WASHINGTON — Concerned that targets of federal investigations are getting off lightly, two senators proposed legislation requiring the government to disclose all the details about settlements that allow companies to duck trials on allegations of wrongdoing.

The bipartisan legislation, unveiled Wednesday by Sens. Elizabeth Warren (D-Mass.) and Tom Coburn (R-Okla.), reflects concern on Capitol Hill that big banks such as JPMorgan Chase & Co. and other companies involved in the subprime housing boom and financial crisis often settle to avoid potentially steeper penalties and court costs.

Federal officials often tout the dollar amounts obtained in settlements, Warren and Coburn said, but those figures can be misleading because credits and tax deductions reduce the actual amount paid by the companies.

“Too often, the details of these agreements … are hidden from the public,” Warren said. “Agencies tout a top-line sticker price of the settlement but don’t disclose significant details that dramatically alter the cost” to the companies.

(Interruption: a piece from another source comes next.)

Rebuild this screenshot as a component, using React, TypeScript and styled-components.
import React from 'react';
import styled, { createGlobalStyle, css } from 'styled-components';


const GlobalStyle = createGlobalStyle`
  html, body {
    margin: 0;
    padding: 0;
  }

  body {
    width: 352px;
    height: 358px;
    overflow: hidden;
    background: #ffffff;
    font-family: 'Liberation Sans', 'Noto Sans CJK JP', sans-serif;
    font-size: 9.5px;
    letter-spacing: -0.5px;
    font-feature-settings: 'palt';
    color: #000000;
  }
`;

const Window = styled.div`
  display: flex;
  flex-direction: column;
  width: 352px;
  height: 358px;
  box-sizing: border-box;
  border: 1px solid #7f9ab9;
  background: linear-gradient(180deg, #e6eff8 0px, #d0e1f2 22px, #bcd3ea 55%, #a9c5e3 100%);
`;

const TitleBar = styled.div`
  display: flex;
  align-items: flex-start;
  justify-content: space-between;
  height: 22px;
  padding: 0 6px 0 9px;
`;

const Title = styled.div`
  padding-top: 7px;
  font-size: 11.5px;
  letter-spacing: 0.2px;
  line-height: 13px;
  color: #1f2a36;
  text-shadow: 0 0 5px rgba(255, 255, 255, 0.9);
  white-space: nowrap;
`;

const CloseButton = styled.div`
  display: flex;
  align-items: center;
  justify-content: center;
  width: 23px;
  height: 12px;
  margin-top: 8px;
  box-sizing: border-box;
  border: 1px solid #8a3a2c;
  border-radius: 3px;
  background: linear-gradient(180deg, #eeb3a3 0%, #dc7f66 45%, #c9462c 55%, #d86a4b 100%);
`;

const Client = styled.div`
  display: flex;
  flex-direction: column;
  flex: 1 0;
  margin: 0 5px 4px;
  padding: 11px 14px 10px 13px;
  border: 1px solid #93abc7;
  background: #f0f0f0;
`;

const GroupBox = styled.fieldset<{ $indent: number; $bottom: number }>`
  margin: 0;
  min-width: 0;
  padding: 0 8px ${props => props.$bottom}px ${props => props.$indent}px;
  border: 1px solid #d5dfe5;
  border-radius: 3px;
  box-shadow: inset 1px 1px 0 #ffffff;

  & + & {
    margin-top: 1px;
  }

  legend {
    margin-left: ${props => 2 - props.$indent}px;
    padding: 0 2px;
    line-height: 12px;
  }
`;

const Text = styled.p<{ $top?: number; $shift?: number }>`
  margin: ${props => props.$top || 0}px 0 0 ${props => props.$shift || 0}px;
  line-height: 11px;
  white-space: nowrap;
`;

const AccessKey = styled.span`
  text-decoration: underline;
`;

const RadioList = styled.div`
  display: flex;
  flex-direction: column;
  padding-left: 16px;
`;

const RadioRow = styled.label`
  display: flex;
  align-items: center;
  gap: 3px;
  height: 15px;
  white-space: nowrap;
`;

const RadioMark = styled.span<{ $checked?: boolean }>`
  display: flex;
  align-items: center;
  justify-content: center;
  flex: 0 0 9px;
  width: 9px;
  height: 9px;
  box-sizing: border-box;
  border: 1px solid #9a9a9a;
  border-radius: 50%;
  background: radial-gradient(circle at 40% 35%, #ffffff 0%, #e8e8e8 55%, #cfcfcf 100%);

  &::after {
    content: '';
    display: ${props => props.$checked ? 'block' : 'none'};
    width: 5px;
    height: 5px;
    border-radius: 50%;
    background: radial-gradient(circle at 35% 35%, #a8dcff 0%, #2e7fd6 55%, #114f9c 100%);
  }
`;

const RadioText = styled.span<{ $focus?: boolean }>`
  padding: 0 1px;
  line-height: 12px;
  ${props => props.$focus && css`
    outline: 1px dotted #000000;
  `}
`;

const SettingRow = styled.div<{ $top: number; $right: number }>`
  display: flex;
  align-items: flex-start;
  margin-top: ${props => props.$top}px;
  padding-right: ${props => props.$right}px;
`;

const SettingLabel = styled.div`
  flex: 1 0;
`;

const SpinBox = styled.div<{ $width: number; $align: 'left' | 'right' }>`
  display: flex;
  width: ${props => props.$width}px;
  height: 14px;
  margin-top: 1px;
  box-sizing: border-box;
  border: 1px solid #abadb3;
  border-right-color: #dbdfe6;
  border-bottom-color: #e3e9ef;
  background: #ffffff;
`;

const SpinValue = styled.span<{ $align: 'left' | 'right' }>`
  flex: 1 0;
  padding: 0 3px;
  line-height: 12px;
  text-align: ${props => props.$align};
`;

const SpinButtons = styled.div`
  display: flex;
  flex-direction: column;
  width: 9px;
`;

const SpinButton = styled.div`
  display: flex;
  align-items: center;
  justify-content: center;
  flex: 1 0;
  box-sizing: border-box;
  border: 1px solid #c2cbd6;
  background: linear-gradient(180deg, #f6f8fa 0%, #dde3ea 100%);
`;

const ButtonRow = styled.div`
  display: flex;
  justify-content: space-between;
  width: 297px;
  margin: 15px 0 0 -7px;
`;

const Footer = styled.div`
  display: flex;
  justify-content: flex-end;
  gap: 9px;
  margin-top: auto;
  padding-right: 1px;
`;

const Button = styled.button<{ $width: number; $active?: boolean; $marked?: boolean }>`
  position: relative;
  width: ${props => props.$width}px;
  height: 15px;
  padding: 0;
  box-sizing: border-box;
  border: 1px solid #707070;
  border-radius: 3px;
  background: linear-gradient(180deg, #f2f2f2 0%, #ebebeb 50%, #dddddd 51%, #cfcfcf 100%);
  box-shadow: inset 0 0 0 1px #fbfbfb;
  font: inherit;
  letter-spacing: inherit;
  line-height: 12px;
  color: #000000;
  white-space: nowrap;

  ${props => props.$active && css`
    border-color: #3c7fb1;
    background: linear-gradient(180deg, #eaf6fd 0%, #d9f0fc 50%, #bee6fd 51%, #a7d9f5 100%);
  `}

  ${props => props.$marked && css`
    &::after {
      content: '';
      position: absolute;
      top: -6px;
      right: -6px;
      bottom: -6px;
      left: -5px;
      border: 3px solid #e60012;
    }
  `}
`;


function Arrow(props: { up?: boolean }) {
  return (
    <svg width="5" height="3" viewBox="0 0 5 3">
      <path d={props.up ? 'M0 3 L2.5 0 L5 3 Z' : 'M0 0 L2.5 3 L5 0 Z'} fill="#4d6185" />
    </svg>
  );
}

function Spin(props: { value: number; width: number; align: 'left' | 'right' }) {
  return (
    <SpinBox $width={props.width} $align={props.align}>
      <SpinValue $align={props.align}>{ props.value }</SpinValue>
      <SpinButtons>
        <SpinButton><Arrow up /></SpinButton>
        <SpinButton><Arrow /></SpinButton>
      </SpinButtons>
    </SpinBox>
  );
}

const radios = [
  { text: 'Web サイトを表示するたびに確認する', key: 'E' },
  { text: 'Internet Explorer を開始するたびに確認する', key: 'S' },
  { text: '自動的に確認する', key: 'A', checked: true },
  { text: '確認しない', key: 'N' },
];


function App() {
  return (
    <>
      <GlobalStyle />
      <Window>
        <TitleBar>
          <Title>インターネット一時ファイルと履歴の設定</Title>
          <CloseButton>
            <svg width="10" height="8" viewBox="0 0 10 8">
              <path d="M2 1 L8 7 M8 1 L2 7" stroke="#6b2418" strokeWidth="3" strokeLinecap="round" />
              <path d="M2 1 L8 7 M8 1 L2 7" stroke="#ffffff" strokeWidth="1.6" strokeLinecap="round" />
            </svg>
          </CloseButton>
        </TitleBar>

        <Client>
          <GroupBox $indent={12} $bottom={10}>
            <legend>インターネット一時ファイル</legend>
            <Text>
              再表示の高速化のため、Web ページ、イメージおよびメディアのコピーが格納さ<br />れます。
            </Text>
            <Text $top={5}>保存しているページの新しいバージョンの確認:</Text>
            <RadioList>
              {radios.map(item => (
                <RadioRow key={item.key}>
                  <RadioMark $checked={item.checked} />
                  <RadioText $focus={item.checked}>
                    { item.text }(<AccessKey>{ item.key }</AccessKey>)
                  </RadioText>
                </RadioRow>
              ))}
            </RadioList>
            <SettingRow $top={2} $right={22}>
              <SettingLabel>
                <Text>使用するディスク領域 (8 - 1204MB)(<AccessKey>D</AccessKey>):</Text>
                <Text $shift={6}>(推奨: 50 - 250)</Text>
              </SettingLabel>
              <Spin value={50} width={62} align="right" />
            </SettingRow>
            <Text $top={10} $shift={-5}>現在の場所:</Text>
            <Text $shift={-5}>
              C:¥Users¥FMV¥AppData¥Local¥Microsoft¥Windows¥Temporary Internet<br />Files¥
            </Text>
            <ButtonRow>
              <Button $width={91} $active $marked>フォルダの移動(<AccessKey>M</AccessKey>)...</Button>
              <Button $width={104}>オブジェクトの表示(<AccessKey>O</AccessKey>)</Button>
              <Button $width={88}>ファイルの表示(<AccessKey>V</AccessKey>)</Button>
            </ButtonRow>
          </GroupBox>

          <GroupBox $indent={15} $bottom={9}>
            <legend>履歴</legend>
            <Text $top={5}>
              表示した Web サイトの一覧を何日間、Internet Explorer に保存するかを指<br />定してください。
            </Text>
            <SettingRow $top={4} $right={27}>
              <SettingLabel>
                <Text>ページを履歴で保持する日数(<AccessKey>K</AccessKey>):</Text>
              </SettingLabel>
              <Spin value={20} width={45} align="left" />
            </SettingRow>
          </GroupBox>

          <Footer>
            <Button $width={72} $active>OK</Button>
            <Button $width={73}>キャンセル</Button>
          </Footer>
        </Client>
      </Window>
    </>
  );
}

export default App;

Warren cited an $8.5-billion settlement last year between federal regulators and 10 financial firms over claims of deficient practices in servicing mortgages and processing foreclosures.

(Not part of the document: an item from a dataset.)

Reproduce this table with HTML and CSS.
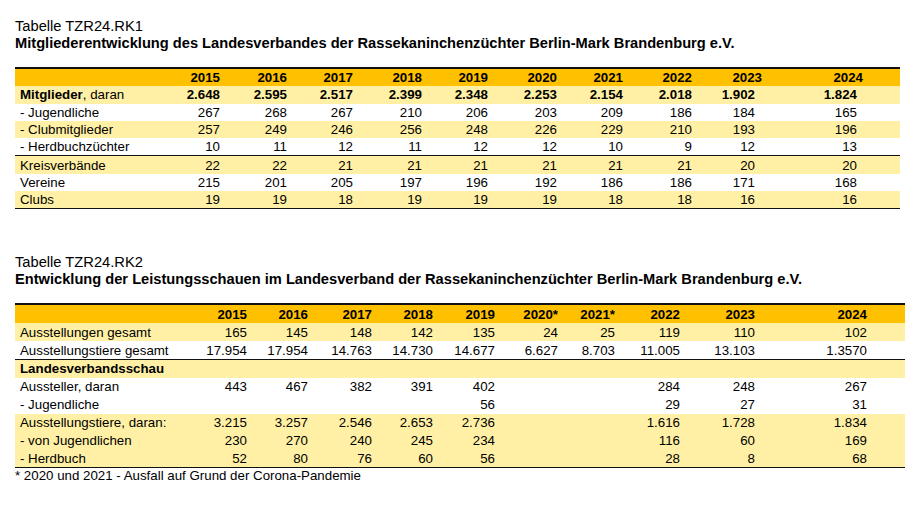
FILE: index.html
```html
<!DOCTYPE html>
<html lang="de">
<head>
<meta charset="utf-8">
<title>Tabellen TZR24</title>
<link rel="stylesheet" href="styles.css">
</head>
<body>
<div class="page">
  <section class="block block-1">
    <div class="caption">Tabelle TZR24.RK1</div>
    <div class="heading">Mitgliederentwicklung des Landesverbandes der Rassekaninchenzüchter Berlin-Mark Brandenburg e.V.</div>
    <table class="data t1">
      <colgroup><col><col><col><col><col><col><col><col><col><col><col><col></colgroup>
      <thead>
        <tr class="head"><th></th><th>2015</th><th>2016</th><th>2017</th><th>2018</th><th>2019</th><th>2020</th><th>2021</th><th>2022</th><th>2023</th><th>2024</th><th></th></tr>
      </thead>
      <tbody>
        <tr class="hl strong"><td><b>Mitglieder</b>, daran</td><td>2.648</td><td>2.595</td><td>2.517</td><td>2.399</td><td>2.348</td><td>2.253</td><td>2.154</td><td>2.018</td><td>1.902</td><td>1.824</td><td></td></tr>
        <tr><td>- Jugendliche</td><td>267</td><td>268</td><td>267</td><td>210</td><td>206</td><td>203</td><td>209</td><td>186</td><td>184</td><td>165</td><td></td></tr>
        <tr class="hl"><td>- Clubmitglieder</td><td>257</td><td>249</td><td>246</td><td>256</td><td>248</td><td>226</td><td>229</td><td>210</td><td>193</td><td>196</td><td></td></tr>
        <tr class="sep"><td>- Herdbuchzüchter</td><td>10</td><td>11</td><td>12</td><td>11</td><td>12</td><td>12</td><td>10</td><td>9</td><td>12</td><td>13</td><td></td></tr>
        <tr class="hl"><td>Kreisverbände</td><td>22</td><td>22</td><td>21</td><td>21</td><td>21</td><td>21</td><td>21</td><td>21</td><td>20</td><td>20</td><td></td></tr>
        <tr><td>Vereine</td><td>215</td><td>201</td><td>205</td><td>197</td><td>196</td><td>192</td><td>186</td><td>186</td><td>171</td><td>168</td><td></td></tr>
        <tr class="hl sep"><td>Clubs</td><td>19</td><td>19</td><td>18</td><td>19</td><td>19</td><td>19</td><td>18</td><td>18</td><td>16</td><td>16</td><td></td></tr>
      </tbody>
    </table>
  </section>

  <section class="block block-2">
    <div class="caption">Tabelle TZR24.RK2</div>
    <div class="heading">Entwicklung der Leistungsschauen im Landesverband der Rassekaninchenzüchter Berlin-Mark Brandenburg e.V.</div>
    <table class="data t2">
      <colgroup><col><col><col><col><col><col><col><col><col><col><col><col></colgroup>
      <thead>
        <tr class="head"><th></th><th>2015</th><th>2016</th><th>2017</th><th>2018</th><th>2019</th><th>2020*</th><th>2021*</th><th>2022</th><th>2023</th><th>2024</th><th></th></tr>
      </thead>
      <tbody>
        <tr class="hl"><td>Ausstellungen gesamt</td><td>165</td><td>145</td><td>148</td><td>142</td><td>135</td><td>24</td><td>25</td><td>119</td><td>110</td><td>102</td><td></td></tr>
        <tr class="sep"><td>Ausstellungstiere gesamt</td><td>17.954</td><td>17.954</td><td>14.763</td><td>14.730</td><td>14.677</td><td>6.627</td><td>8.703</td><td>11.005</td><td>13.103</td><td>1.3570</td><td></td></tr>
        <tr class="hl"><td><b>Landesverbandsschau</b></td><td></td><td></td><td></td><td></td><td></td><td></td><td></td><td></td><td></td><td></td><td></td></tr>
        <tr><td>Aussteller, daran</td><td>443</td><td>467</td><td>382</td><td>391</td><td>402</td><td></td><td></td><td>284</td><td>248</td><td>267</td><td></td></tr>
        <tr><td>- Jugendliche</td><td></td><td></td><td></td><td></td><td>56</td><td></td><td></td><td>29</td><td>27</td><td>31</td><td></td></tr>
        <tr class="hl"><td>Ausstellungstiere, daran:</td><td>3.215</td><td>3.257</td><td>2.546</td><td>2.653</td><td>2.736</td><td></td><td></td><td>1.616</td><td>1.728</td><td>1.834</td><td></td></tr>
        <tr class="hl"><td>- von Jugendlichen</td><td>230</td><td>270</td><td>240</td><td>245</td><td>234</td><td></td><td></td><td>116</td><td>60</td><td>169</td><td></td></tr>
        <tr class="hl sep"><td>- Herdbuch</td><td>52</td><td>80</td><td>76</td><td>60</td><td>56</td><td></td><td></td><td>28</td><td>8</td><td>68</td><td></td></tr>
      </tbody>
    </table>
    <div class="footnote">* 2020 und 2021 - Ausfall auf Grund der Corona-Pandemie</div>
  </section>
</div>
</body>
</html>
```

FILE: styles.css
```css
html, body {
  margin: 0;
  padding: 0;
  background: #ffffff;
}

body {
  font-family: "Liberation Sans", Arial, sans-serif;
  color: #000000;
}

.page {
  padding: 18px 0 0 15px;
  display: flex;
  flex-direction: column;
}

.block-2 {
  margin-top: 45px;
}

.caption {
  font-size: 14.7px;
  line-height: 17px;
}

.heading {
  font-size: 14.65px;
  line-height: 17px;
  font-weight: bold;
  white-space: nowrap;
}

.data {
  margin-top: 15px;
  border-collapse: collapse;
  border-spacing: 0;
  table-layout: fixed;
  font-size: 13.3px;
  border-top: 2px solid #111111;
}

.t1 { width: 885px; }
.t2 { width: 890px; }

.data th,
.data td {
  padding: 0 3px 0 0;
  height: 17.3px;
  line-height: 17px;
  text-align: right;
  white-space: nowrap;
  overflow: visible;
  vertical-align: middle;
}

.t2 th,
.t2 td {
  height: 17.9px;
}

.data td:first-child,
.data th:first-child {
  text-align: left;
  padding-left: 5px;
}

.data th {
  font-weight: bold;
}

.head {
  background: #ffc000;
}

.hl {
  background: #fff0a5;
}

.strong td {
  font-weight: bold;
}

.strong td:first-child {
  font-weight: normal;
}

.sep td {
  border-bottom: 1px solid #111111;
}

/* column widths, table 1 */
.t1 col:nth-child(1) { width: 141px; }
.t1 col:nth-child(2) { width: 67px; }
.t1 col:nth-child(3) { width: 67px; }
.t1 col:nth-child(4) { width: 66px; }
.t1 col:nth-child(5) { width: 69px; }
.t1 col:nth-child(6) { width: 66px; }
.t1 col:nth-child(7) { width: 69px; }
.t1 col:nth-child(8) { width: 66px; }
.t1 col:nth-child(9) { width: 69px; }
.t1 col:nth-child(10) { width: 70px; }
.t1 col:nth-child(11) { width: 101px; }
.t1 col:nth-child(12) { width: 34px; }

.t1 td:nth-child(10) { padding-right: 10px; }
.t1 td:nth-child(11) { padding-right: 9px; }

/* column widths, table 2 */
.t2 col:nth-child(1) { width: 174px; }
.t2 col:nth-child(2) { width: 61px; }
.t2 col:nth-child(3) { width: 61px; }
.t2 col:nth-child(4) { width: 64px; }
.t2 col:nth-child(5) { width: 61px; }
.t2 col:nth-child(6) { width: 62px; }
.t2 col:nth-child(7) { width: 63px; }
.t2 col:nth-child(8) { width: 57px; }
.t2 col:nth-child(9) { width: 65px; }
.t2 col:nth-child(10) { width: 75px; }
.t2 col:nth-child(11) { width: 112px; }
.t2 col:nth-child(12) { width: 35px; }

.footnote {
  font-size: 13.3px;
  line-height: 15px;
}
```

The settlement included $5.2 billion to modify homeowners’ mortgages, but the public announcement left out a key detail: The companies got inflated credits for forgiving fractions of unpaid loans. A bank, for example, could get a $500,000 credit for reducing the balance of a $500,000 mortgage by just $15,000, she said.

With federal authorities seemingly stymied on criminal prosecutions stemming from the mortgage and financial crises, lawmakers are pushing for tougher terms in settlements.

Their efforts already are having an effect.

Securities and Exchange Commission Chairwoman Mary Jo White said last year that the agency would push for admissions of wrongdoing when settling some of its civil cases, reversing a policy of allowing companies and individuals to neither admit nor deny liability.